A fixed-rate mortgage is a type of home loan where the interest rate remains constant throughout the loan’s term, providing predictable monthly payments. This stability makes it a popular choice among homebuyers, especially in times of economic uncertainty or when interest rates are low.
However, as with any financial product, a fixed-rate mortgage comes with both advantages and disadvantages. This article will explore the various pros and cons of a fixed-rate mortgage, helping you make an informed decision about whether this type of mortgage is the right fit for your financial situation.

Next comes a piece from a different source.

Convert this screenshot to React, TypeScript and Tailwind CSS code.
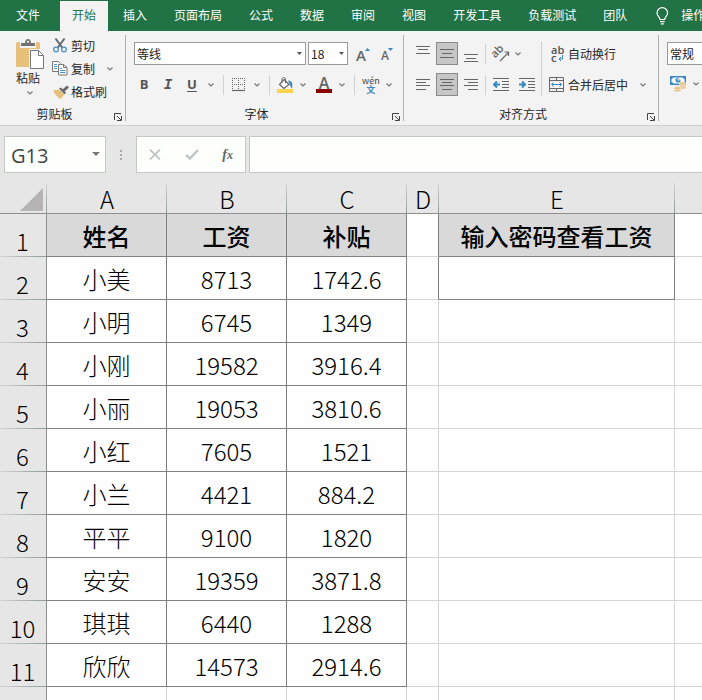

Pros Of A Fixed-Rate Mortgage
1. Predictable Monthly Payments
One of the most significant advantages of a fixed-rate mortgage is the predictability it offers. With a fixed interest rate, your monthly mortgage payment remains consistent over the life of the loan, making it easier to budget and plan for the future. This stability can be particularly appealing to first-time homebuyers and those who prefer a steady financial outlook without surprises.
2. Protection Against Interest Rate Increases
A fixed-rate mortgage protects borrowers from future interest rate hikes. Once you lock in your rate, it remains unchanged, even if market interest rates rise. This protection can save you money over the long term, especially if interest rates increase significantly after you secure your mortgage.
3. Long-Term Financial Planning
The stability of a fixed-rate mortgage allows for better long-term financial planning. Knowing your mortgage payment won’t change enables you to plan for other financial goals, such as saving for retirement, funding education, or investing. This predictability can also reduce stress related to fluctuating expenses.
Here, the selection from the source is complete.